Uma posição que já tinha vindo a ser repetida pelo ministro das Finanças . «Se aumentamos de forma extraordinária as pensões, estamos a aumentar a despesa e a despesa estrutural. Uma coisa diferente foi aquilo que o Governo fez em 2024 e 2025 em função da margem orçamental, e não do saldo da Segurança Social, ao atribuirmos um suplemento extraordinário aos pensionistas. E isso tem a flexibilidade de não criar despesa estrutural e poder ser gerido ano a ano», tem afirmado.

No entanto, Joaquim Miranda Sarmento acenou com a medida de baixar em dois mil milhões de euros o IRS até 2029, tal como estava previsto no programa eleitoral. E referiu que para este ano está não só prevista uma atualização dos escalões em 3,51% como também a redução das taxas em três pontos percentuais entre o 2.º e o 5.º escalões. «Vamos em 2027, 2028 e 2029 continuar com o ritmo próximo dos 500 milhões em cada ano e, portanto, procurando continuar a desagravar a carga fiscal das famílias», disse o ministro.

Ainda assim, o Governo deixou em aberto a atribuição de um novo suplemento extraordinário aos pensionistas, já que está dependente da margem que a execução orçamental possa dar ou não. De acordo com a ministra do Trabalho, a ideia é proteger os rendimentos mais baixos e, ao mesmo tempo, honrar o compromisso de manter a sustentabilidade do sistema. «Foi o Governo do PSD que descongelou as pensões mais baixas e é o Governo da AD que, por várias vias (aumentos do Complemento Solidário para Idosos e suplementos extraordinários que se somam à atualização), está a proteger os pensionistas com menores rendimentos», disse Rosário Palma Ramalho. 

Outra resistência diz respeito ao aumento do salário mínimo nacional, além dos 920 euros, tal como foi acordado com os parceiros sociais. Trata-se de um aumento de 50 euros (5,7%) face aos atuais 870 brutos mensais. O acordo em vigor prevê que o valor do salário mínimo evolua progressivamente para 970 euros em 2027 e 1020 euros em 2028. Já em relação ao salário médio, o objetivo inscrito no acordo é atingir os 1890 euros em 2028.

Contas certas: objetivo mantém-se

A resistência no aumento de despesa permanente é feita em nome do caminho das contas certas. Miranda Sarmento referiu que «Portugal conseguiu passar de um nível elevado de dívida pública para um nível intermédio», tendo reduzido «o peso da dívida pública em percentagem do PIB. De 96,9% do PIB em 2023, Portugal atingirá uma dívida pública de 87,8% do PIB em 2026, sendo a primeira vez, em 16 anos, que este rácio ficará abaixo dos 90%».
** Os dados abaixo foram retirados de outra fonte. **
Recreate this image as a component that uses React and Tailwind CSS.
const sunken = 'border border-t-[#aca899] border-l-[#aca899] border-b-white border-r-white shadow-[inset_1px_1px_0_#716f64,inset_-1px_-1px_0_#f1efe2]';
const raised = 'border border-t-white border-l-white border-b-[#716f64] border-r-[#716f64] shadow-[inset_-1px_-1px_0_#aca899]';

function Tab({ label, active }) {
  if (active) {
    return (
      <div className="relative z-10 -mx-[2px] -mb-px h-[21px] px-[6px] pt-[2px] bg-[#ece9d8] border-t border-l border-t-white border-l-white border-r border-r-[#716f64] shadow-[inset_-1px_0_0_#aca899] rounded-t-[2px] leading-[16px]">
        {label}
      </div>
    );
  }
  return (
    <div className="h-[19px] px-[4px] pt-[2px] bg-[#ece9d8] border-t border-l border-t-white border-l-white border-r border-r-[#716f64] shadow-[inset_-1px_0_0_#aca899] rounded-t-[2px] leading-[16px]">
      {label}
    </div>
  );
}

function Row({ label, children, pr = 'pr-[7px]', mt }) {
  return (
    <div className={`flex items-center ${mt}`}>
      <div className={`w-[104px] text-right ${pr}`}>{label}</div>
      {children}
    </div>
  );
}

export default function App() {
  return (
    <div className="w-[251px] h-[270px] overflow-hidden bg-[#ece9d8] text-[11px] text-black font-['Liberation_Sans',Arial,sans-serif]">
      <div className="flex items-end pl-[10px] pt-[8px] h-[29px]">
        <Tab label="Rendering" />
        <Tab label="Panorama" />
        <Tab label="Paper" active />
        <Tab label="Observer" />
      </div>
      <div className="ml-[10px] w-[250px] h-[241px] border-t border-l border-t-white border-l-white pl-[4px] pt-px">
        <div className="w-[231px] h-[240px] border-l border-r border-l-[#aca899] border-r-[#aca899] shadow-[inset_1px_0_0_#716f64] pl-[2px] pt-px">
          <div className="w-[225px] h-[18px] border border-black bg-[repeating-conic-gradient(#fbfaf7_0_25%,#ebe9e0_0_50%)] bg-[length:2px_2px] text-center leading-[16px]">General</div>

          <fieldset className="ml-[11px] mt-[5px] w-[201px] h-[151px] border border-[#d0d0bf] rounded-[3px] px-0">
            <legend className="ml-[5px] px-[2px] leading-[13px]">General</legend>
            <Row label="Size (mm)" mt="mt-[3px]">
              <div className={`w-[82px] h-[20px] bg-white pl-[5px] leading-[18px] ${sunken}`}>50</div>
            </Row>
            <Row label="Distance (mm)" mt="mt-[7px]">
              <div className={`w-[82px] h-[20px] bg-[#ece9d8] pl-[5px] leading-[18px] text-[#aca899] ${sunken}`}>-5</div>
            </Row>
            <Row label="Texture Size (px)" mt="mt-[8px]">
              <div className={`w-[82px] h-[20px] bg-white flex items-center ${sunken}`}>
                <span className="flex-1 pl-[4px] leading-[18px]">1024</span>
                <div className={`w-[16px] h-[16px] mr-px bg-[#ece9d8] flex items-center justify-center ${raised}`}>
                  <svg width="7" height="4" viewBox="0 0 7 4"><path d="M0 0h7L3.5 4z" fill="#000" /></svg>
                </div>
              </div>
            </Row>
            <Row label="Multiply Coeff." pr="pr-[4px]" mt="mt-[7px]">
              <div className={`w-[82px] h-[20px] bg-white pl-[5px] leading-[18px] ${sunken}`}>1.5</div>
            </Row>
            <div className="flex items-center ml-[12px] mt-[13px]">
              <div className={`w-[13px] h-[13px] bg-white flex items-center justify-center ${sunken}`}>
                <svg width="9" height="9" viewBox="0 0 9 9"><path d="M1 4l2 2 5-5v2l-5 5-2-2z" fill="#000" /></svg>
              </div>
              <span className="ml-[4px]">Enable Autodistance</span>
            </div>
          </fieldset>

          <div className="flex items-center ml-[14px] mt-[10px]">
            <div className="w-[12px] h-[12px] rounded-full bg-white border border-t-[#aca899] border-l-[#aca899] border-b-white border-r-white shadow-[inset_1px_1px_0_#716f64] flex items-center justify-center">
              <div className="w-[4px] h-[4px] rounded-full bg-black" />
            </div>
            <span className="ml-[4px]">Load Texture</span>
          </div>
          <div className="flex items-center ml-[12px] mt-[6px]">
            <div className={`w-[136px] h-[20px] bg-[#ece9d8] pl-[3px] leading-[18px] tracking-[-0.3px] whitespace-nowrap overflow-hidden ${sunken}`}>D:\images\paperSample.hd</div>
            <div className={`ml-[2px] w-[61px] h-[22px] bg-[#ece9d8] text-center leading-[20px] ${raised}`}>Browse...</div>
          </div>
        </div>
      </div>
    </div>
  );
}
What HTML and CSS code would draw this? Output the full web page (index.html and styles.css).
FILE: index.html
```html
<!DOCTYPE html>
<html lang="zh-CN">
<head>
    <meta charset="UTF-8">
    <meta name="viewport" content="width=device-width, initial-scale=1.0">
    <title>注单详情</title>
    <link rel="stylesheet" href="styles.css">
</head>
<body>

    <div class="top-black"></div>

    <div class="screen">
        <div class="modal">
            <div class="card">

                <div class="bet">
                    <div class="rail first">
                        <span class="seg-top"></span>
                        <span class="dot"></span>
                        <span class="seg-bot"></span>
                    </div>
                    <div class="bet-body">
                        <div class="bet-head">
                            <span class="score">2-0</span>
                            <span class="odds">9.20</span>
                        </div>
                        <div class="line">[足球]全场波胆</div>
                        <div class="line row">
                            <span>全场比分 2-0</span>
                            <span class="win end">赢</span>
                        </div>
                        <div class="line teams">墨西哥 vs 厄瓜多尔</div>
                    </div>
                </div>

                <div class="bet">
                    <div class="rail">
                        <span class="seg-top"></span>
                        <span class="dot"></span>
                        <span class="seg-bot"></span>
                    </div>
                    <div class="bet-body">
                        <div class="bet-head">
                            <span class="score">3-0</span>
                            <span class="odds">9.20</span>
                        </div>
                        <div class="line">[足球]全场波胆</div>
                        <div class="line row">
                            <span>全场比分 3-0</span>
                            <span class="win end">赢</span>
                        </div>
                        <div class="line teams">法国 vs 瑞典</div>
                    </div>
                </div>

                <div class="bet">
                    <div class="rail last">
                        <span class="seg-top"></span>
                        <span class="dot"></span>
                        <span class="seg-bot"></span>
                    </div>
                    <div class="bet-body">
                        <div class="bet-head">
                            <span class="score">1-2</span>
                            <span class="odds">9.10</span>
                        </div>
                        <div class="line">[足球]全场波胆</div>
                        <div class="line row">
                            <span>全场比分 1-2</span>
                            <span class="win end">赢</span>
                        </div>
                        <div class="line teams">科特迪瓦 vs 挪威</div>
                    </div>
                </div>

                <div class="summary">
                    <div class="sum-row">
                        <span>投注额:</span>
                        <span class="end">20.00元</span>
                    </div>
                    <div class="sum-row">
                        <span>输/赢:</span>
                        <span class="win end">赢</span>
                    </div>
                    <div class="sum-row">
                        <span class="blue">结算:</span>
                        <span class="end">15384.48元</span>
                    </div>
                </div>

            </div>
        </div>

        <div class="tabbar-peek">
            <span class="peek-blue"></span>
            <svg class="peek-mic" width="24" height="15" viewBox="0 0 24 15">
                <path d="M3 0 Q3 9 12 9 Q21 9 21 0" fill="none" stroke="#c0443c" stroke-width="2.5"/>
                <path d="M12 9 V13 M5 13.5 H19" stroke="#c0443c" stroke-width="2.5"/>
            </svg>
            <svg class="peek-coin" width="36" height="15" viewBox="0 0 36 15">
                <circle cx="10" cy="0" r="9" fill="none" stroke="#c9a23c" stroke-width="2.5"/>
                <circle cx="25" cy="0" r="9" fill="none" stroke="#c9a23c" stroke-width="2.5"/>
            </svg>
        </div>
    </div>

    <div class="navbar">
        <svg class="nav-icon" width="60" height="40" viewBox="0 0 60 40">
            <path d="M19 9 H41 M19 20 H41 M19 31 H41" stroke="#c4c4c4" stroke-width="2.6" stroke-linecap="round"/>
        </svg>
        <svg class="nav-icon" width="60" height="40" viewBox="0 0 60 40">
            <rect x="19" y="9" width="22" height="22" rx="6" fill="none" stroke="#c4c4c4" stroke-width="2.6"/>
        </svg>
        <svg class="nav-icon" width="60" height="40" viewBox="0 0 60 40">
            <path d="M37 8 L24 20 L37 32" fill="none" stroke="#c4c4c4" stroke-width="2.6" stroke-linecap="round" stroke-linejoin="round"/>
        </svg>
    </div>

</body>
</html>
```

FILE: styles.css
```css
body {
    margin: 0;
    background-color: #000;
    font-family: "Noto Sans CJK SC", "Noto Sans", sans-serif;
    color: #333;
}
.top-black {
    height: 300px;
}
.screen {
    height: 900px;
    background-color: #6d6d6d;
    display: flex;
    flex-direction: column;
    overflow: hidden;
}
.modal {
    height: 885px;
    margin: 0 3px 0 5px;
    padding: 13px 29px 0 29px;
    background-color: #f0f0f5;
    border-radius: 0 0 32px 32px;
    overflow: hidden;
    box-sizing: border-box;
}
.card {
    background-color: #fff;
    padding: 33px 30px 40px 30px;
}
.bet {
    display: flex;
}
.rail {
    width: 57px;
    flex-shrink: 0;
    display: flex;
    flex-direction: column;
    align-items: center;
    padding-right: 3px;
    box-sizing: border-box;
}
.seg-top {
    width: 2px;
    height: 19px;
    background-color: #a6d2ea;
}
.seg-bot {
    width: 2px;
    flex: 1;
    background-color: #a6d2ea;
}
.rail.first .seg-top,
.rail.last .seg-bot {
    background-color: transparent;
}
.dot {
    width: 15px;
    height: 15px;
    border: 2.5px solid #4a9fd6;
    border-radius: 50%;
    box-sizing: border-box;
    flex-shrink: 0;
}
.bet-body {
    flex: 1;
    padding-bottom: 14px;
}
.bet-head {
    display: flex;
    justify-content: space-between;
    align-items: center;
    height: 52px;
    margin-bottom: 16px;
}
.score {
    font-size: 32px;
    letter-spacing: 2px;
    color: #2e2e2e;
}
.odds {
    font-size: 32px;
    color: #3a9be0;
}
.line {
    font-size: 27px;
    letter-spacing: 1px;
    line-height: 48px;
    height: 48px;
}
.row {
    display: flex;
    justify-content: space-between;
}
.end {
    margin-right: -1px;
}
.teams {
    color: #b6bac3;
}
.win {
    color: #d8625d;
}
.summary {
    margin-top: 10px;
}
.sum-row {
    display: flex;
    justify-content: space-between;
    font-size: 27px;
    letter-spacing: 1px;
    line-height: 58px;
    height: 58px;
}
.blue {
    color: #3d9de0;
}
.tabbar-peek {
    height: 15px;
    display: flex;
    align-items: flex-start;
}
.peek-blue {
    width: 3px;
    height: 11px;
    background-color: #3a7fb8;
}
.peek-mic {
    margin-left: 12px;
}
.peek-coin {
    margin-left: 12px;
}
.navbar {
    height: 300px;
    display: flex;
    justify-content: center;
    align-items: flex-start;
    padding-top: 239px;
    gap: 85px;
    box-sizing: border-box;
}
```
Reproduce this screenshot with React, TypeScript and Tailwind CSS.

E deixa um alerta:«Este esforço não pode ser interrompido e temos de manter um ritmo de redução da dívida pública em 3-4 pontos percentuais do PIB por ano». Ao mesmo tempo, promete reduzir a burocracia, considerando «que asfixia as empresas e os cidadãos e que limita e atrasa o investimento privado, sobretudo o investimento direto estrangeiro» o que, no seu entender, terá «um forte efeito no PIB potencial e na capacidade de colocar a economia a crescer 3% no final da legislatura».

Recorde-se que João César das Neves já tinha declarado ao nosso jornal que este Orçamento «é de continuidade», daí não apresentar grandes alterações de estrutura. Mas apontou uma razão: «Imagino que isso se deva à fragilidade parlamentar do Governo».

Também Paulo Monteiro Rosa, economista do banco Carregosa, lembrou que a escolha das linhas orçamentais depende essencialmente do contexto macroeconómico e do enquadramento orçamental europeu, daí o Governo ter seguido «uma trajetória prudente, compatível com a consolidação das contas públicas e a redução da dívida». No entanto reconheceu que, do ponto de vista estritamente técnico, existiriam alternativas possíveis, como dar uma maior ênfase ao investimento público ou um alívio fiscal mais expressivo, mas lembrando que «cada opção teria implicações distintas em termos de sustentabilidade orçamental e impacto no défice estrutural, ou seja, o saldo orçamental corrigido dos efeitos do ciclo económico e das medidas temporárias ou excecionais».